MARTIN: Did they specifically respond to the things that you cited, that the advocates are citing about the quality of the food and the water and just overall unsanitary conditions? Did they have any specific response to that?

SMALL: No, they didn't. They just said that they had their own reports. They had some data that would refute it, and the judge's responses to that was, well, we've had some problems with the government's record keeping. So how does that help me? She wants to go ahead and establish a monitor, and she said the government can come back later if they want and present their own evidence. But she's going to move forward with getting someone in place to have more oversight.

MARTIN: There was another hearing yesterday about the deadline to reunite separated children from their parents. Apparently, the government has made some strides in restoring some of these families. But apparently, there are still hundreds of kids who are still separated from their families. Can you tell us any more about that?

SMALL: Well, one of the alarming things is that there's about 400 of those children whose parents are no longer in the country. And there's questions about, you know, whether they were deported or left on their own. There is no plan yet in place to reunite those children with their parents. And also, a subset of that group, the government is saying, about 120 parents waived their rights to be reunified with their children.
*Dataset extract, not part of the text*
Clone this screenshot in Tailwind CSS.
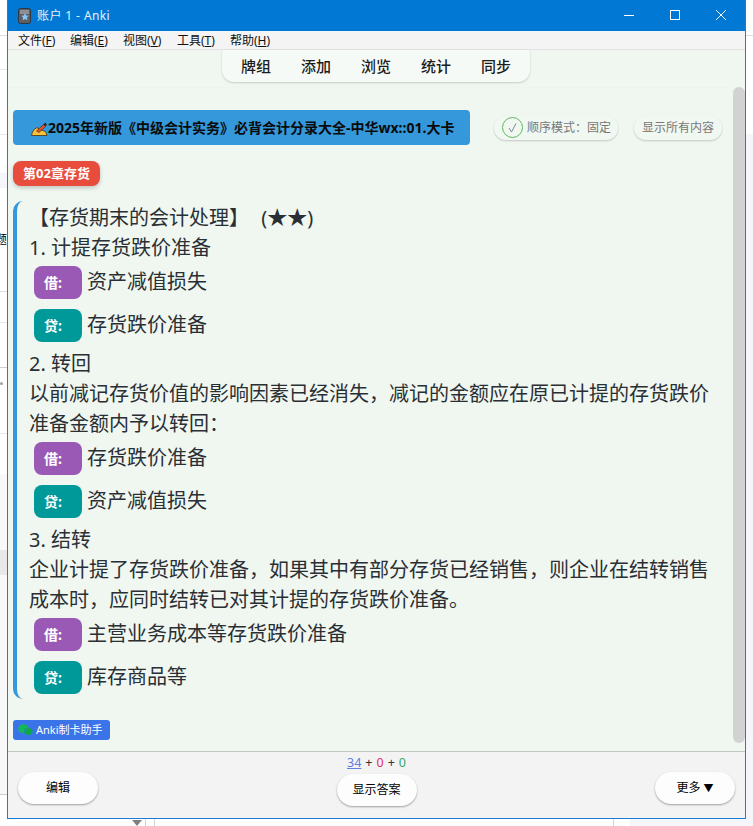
<!DOCTYPE html>
<html lang="zh">
<head>
    <meta charset="UTF-8">
    <meta name="viewport" content="width=device-width, initial-scale=1.0">
    <title>Anki</title>
    <script src="https://cdn.jsdelivr.net/npm/@tailwindcss/browser@4"></script>
</head>
<body class="bg-white font-['Noto_Sans','Noto_Sans_CJK_SC',sans-serif]">
<div class="relative w-[753px] h-[826px] overflow-hidden bg-white">
    <!-- desktop behind the window -->
    <div class="absolute left-0 top-[35px] w-[7px] h-px bg-[#dcdcdc]"></div>
    <div class="absolute left-0 top-[69px] w-[7px] h-px bg-[#e6e6e6]"></div>
    <div class="absolute left-0 top-[134px] w-[7px] h-px bg-[#e6e6e6]"></div>
    <div class="absolute left-0 top-[173px] w-[7px] h-[15px] bg-[#f4f6fb]"></div>
    <div class="absolute left-0 top-[233px] w-[7px] flex justify-end overflow-hidden text-[12px] leading-[14px] text-black whitespace-nowrap"><span class="shrink-0">题</span></div>
    <div class="absolute left-0 top-[291px] w-[7px] h-px bg-[#dcdcdc]"></div>
    <div class="absolute left-0 top-[322px] w-[7px] h-px bg-[#e6e6e6]"></div>
    <div class="absolute left-0 top-[367px] w-[7px] h-px bg-[#cfcfcf]"></div>
    <div class="absolute left-0 top-[382px] w-[3px] h-[3px] rounded-full bg-[#a0a0a0]"></div>
    <div class="absolute left-0 top-[433px] w-[7px] h-px bg-[#e6e6e6]"></div>
    <div class="absolute left-0 top-[474px] w-[7px] h-[320px] bg-[#f8f8f8]"></div>
    <div class="absolute left-0 top-[550px] w-[7px] h-[25px] bg-[#e8e8e8]"></div>
    <div class="absolute left-0 top-[794px] w-[7px] h-px bg-[#cccccc]"></div>
    <div class="absolute left-[746px] top-[35px] w-[7px] h-px bg-[#dcdcdc]"></div>
    <div class="absolute left-[746px] top-[134px] w-[7px] h-[692px] bg-[#f5f6fb]"></div>
    <div class="absolute left-[630px] top-[819px] w-[123px] h-[7px] bg-[#f5f6fb]"></div>
    <div class="absolute left-[145px] top-[819px] w-px h-[7px] bg-[#d4d4d4]"></div>
    <div class="absolute left-[154px] top-[819px] w-px h-[7px] bg-[#d4d4d4]"></div>
    <div class="absolute left-[613px] top-[819px] w-px h-[7px] bg-[#d4d4d4]"></div>
    <div class="absolute left-[132px] top-[820px] w-0 h-0 border-x-[5px] border-x-transparent border-t-[6px] border-t-[#808080]"></div>

    <!-- Anki window -->
    <div class="absolute left-[7px] top-0 w-[739px] h-[819px] flex flex-col border border-t-0 border-[#1a7fd4] bg-[#f3f3f3]">
        <!-- title bar -->
        <div class="h-[31px] shrink-0 flex items-center bg-[#0078d4] text-white">
            <svg class="ml-[10px] w-[13px] h-[16px]" viewBox="0 0 13 16">
                <rect x="0.5" y="0.5" width="12" height="15" rx="2" fill="#5b5f66" stroke="#33363b"/>
                <rect x="2" y="2" width="9" height="4" fill="#8a8f96"/>
                <path d="M7 5l1.2 2.4 2.6.4-1.9 1.8.5 2.6L7 11.1 4.600 12.200l.5-2.600L3.200 7.800l2.600-.4z" fill="#8fc4f2"/>
            </svg>
            <span class="ml-[6px] text-[12px] tracking-[0.4px] text-[#e6f1fb]">账户 1 - Anki</span>
            <div class="ml-auto flex items-center">
                <svg class="w-[46px] h-[31px]" viewBox="0 0 46 31"><path d="M18 15.500h10" stroke="#fff" fill="none"/></svg>
                <svg class="w-[46px] h-[31px]" viewBox="0 0 46 31"><rect x="18.500" y="10.500" width="9" height="9" stroke="#fff" fill="none"/></svg>
                <svg class="w-[46px] h-[31px] mr-[1px]" viewBox="0 0 46 31"><path d="M18 10l10 10M28 10l-10 10" stroke="#fff" fill="none"/></svg>
            </div>
        </div>
        <!-- menu bar -->
        <div class="h-[19px] shrink-0 flex items-center pl-[10px] pt-[2px] bg-[#f4f4f4] border-b border-[#e2e2e2] text-[12px] leading-none text-[#111]">
            <span class="w-[52px]">文件(<u>F</u>)</span>
            <span class="w-[53px]">编辑(<u>E</u>)</span>
            <span class="w-[54px]">视图(<u>V</u>)</span>
            <span class="w-[53px]">工具(<u>T</u>)</span>
            <span>帮助(<u>H</u>)</span>
        </div>

        <!-- main area -->
        <div class="relative flex-1 min-h-0 bg-[#f0f7f0] pl-[5px] border-b border-[#c4c4c4]">
            <!-- top nav -->
            <div class="absolute left-[214px] top-0 flex w-[308px] h-[32px] px-[4px] items-center bg-[#f6faf6] rounded-b-[12px] shadow-[0_1px_2px_rgba(0,0,0,0.18)] text-[15px] font-medium text-[#1c1c1c]">
                <span class="w-[60px] text-center">牌组</span>
                <span class="w-[60px] text-center">添加</span>
                <span class="w-[60px] text-center">浏览</span>
                <span class="w-[60px] text-center">统计</span>
                <span class="w-[60px] text-center">同步</span>
            </div>
            <!-- scrollbar -->
            <div class="absolute right-0 top-[37px] w-[12px] h-[656px] rounded-[6px] bg-[#d2d2d2]"></div>
            <div class="absolute left-0 top-[37px] right-[12px] h-px bg-[#edf4ed]"></div>

            <!-- deck row -->
            <div class="pt-[60px] flex items-center">
                <div class="w-[457px] h-[35px] flex items-center pl-[18px] rounded-[4px] bg-[#3498db] text-[14px] font-bold text-[#0a0a0a] whitespace-nowrap">
                    <svg class="w-[17px] h-[16px] shrink-0" viewBox="0 0 17 16">
                        <path d="M0.500 15.500C1 12 3 9 6 7.500l3 2.500c2 0 5 1 6 2.500l1 3z" fill="#f8c23a" stroke="#4a3208" stroke-width="0.8"/>
                        <path d="M5.500 11L12.500 4.500l2 2L8 12.500z" fill="#e2502e" stroke="#4a1a08" stroke-width="0.6"/>
                        <path d="M12.500 4.500l1.500-2 2 2-1.500 2z" fill="#2a2a2a"/>
                    </svg>
                    <span>2025年新版《中级会计实务》必背会计分录大全-中华wx::01.大卡</span>
                </div>
                <div class="ml-[24px] w-[124px] h-[24px] flex items-center pl-[8px] rounded-full bg-[#f1f7f1] shadow-[0_1px_2px_rgba(0,0,0,0.2)] text-[12px] text-[#777]">
                    <svg class="w-[21px] h-[21px] shrink-0" viewBox="0 0 21 21">
                        <circle cx="10.500" cy="10.500" r="10" fill="none" stroke="#5cb85c"/>
                        <path d="M7 11l2.500 4L14 6.500" fill="none" stroke="#7d8a99"/>
                    </svg>
                    <span class="ml-[4px] whitespace-nowrap">顺序模式：固定</span>
                </div>
                <div class="ml-[16px] w-[88px] h-[24px] flex items-center justify-center rounded-full bg-[#f1f7f1] shadow-[0_1px_2px_rgba(0,0,0,0.2)] text-[12px] text-[#777] whitespace-nowrap">显示所有内容</div>
            </div>

            <!-- chapter tag -->
            <div class="mt-[16px] w-[87px] h-[25px] flex items-center justify-center rounded-[8px] bg-[#e74c3c] shadow-[0_2px_4px_rgba(0,0,0,0.2)] text-[13px] font-bold text-white whitespace-nowrap">第02章存货</div>

            <!-- card body -->
            <div class="mt-[15px] w-[708px] pl-[12px] pt-[2px] pb-[5px] border-l-4 border-[#3498db] rounded-l-[10px] text-[20px] leading-[30px] text-[#2a2f35]">
                <div>【存货期末的会计处理】 <span class="ml-[7px]">(★★)</span></div>
                <div>1. 计提存货跌价准备</div>
                <div class="flex flex-col gap-[10px] pt-[3px] pb-[7px] pl-[5px]">
                    <div class="flex h-[33px] items-start leading-[31px]"><span class="w-[48px] h-[33px] flex items-center pl-[10px] mr-[5px] rounded-[8px] bg-[#9b59b6] text-[14px] font-bold text-white">借:</span>资产减值损失</div>
                    <div class="flex h-[33px] items-start leading-[31px]"><span class="w-[48px] h-[33px] flex items-center pl-[10px] mr-[5px] rounded-[8px] bg-[#009999] text-[14px] font-bold text-white">贷:</span>存货跌价准备</div>
                </div>
                <div>2. 转回</div>
                <div>以前减记存货价值的影响因素已经消失，减记的金额应在原已计提的存货跌价准备金额内予以转回：</div>
                <div class="flex flex-col gap-[10px] pt-[3px] pb-[7px] pl-[5px]">
                    <div class="flex h-[33px] items-start leading-[31px]"><span class="w-[48px] h-[33px] flex items-center pl-[10px] mr-[5px] rounded-[8px] bg-[#9b59b6] text-[14px] font-bold text-white">借:</span>存货跌价准备</div>
                    <div class="flex h-[33px] items-start leading-[31px]"><span class="w-[48px] h-[33px] flex items-center pl-[10px] mr-[5px] rounded-[8px] bg-[#009999] text-[14px] font-bold text-white">贷:</span>资产减值损失</div>
                </div>
                <div>3. 结转</div>
                <div>企业计提了存货跌价准备，如果其中有部分存货已经销售，则企业在结转销售成本时，应同时结转已对其计提的存货跌价准备。</div>
                <div class="flex flex-col gap-[10px] pt-[3px] pl-[5px]">
                    <div class="flex h-[33px] items-start leading-[31px]"><span class="w-[48px] h-[33px] flex items-center pl-[10px] mr-[5px] rounded-[8px] bg-[#9b59b6] text-[14px] font-bold text-white">借:</span>主营业务成本等存货跌价准备</div>
                    <div class="flex h-[33px] items-start leading-[31px]"><span class="w-[48px] h-[33px] flex items-center pl-[10px] mr-[5px] rounded-[8px] bg-[#009999] text-[14px] font-bold text-white">贷:</span>库存商品等</div>
                </div>
            </div>

            <!-- helper badge -->
            <div class="mt-[21px] w-[97px] h-[20px] flex items-center pl-[5px] rounded-[3px] bg-[#3b74e8] text-[11px] text-white whitespace-nowrap">
                <svg class="w-[15px] h-[12px] shrink-0" viewBox="0 0 15 12">
                    <ellipse cx="5.500" cy="4.800" rx="5.200" ry="4.500" fill="#12b85a"/>
                    <ellipse cx="10.500" cy="7.500" rx="4.300" ry="3.700" fill="#0fa54f" stroke="#3b74e8" stroke-width="0.5"/>
                </svg>
                <span class="ml-[3px]">Anki制卡助手</span>
            </div>
        </div>

        <!-- bottom bar -->
        <div class="relative h-[66px] shrink-0 grid grid-cols-3 items-start px-[10px] bg-[#f3f3f3] text-[12px] text-black">
            <button class="mt-[20px] w-[80px] h-[32px] rounded-[16px] bg-[#fdfdfd] shadow-[0_1px_2px_rgba(0,0,0,0.35)] justify-self-start">编辑</button>
            <div class="flex flex-col items-center">
                <div class="h-[22px] pt-[1px] flex items-center text-[12.5px] leading-none text-[#333]">
                    <u class="text-[#5c7fe0]">34</u><span class="mx-[4px]">+</span><span class="text-[#e0306a]">0</span><span class="mx-[4px]">+</span><span class="text-[#3aa76d]">0</span>
                </div>
                <button class="w-[80px] h-[32px] rounded-[16px] bg-[#fdfdfd] shadow-[0_1px_2px_rgba(0,0,0,0.35)]">显示答案</button>
            </div>
            <button class="mt-[20px] w-[80px] h-[32px] rounded-[16px] bg-[#fdfdfd] shadow-[0_1px_2px_rgba(0,0,0,0.35)] justify-self-end">更多 <span class="text-[10px]">▼</span></button>
        </div>
    </div>
</div>
</body>
</html>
The attorneys for the ACLU who are representing the families say, well, that's not what they're hearing. They're hearing that parents had no idea what they were being asked to sign. They were given a piece of paper, and they were told to sign it within five minutes. And it wasn't really explained to them. So they may have actually signed something but really had wanted to be reunited with their children. And again, that's a mess that needs to be untangled still.

MARTIN: That's KQED's Julie Small. Julie, thank you.